A hex grid doesn't require much effort to play on. You can just treat any mention of "inches" as "hexes" instead. Playing on a square grid takes a little bit more conversion, but not much. There are a few gotchas though:

  • For squares, you have to decide how to handle diagonal movement. The "3 inches for 2 diagonal squares" rule from d20 works well enough, though counting each diagonal as 1.5" may fit into Savage Worlds's assumptions about continuous measurement a bit better. There are enough places in the rules that use partial inches that it will fit with those well.

    And remember that in Savage Worlds you don't round down movement when using a tape measure! Consequently, when using a grid you should keep all your half-inches, and only round down to the nearest hex/square at the end of a movement.

  • You have to decide how to use templates.

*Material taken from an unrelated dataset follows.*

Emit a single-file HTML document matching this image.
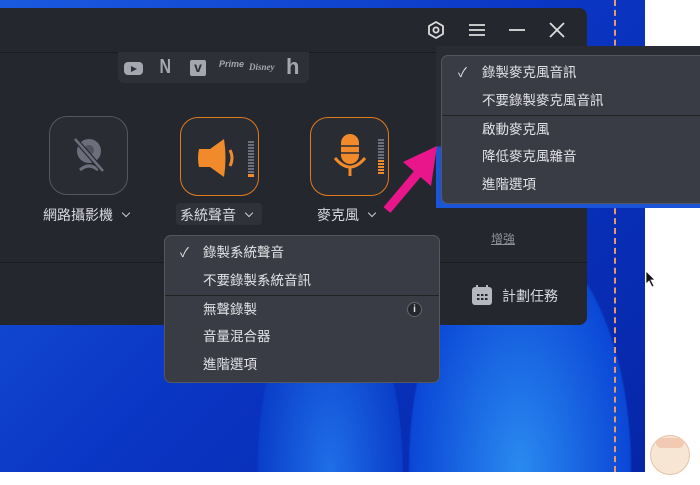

The easiest is to directly port over the standard rule, except replacing figures with squares/hexes: "Every [square] under (or partially under) the template is affected." You have to decide how templates can be placed, too. Normally you can centre them anywhere. If using squares, I'd be tempted to either say that they have to be centred on a square, or say that they have to be centred on an intersection. Mostly I'd do that because it would speed up play by avoiding too much fiddling and arguments about whether covering tiny slivers of squares should count as "covering".

  • Drawing lines that aren't aligned to the hex grid (straight walls being the most common case, but also meandering lines like rivers or chasms) means you have to decide how partial hexes work. Can figures stand in a half hex? How about less than half a hex? Does it make a difference if it's a solid wall in the way or if it's just empty air?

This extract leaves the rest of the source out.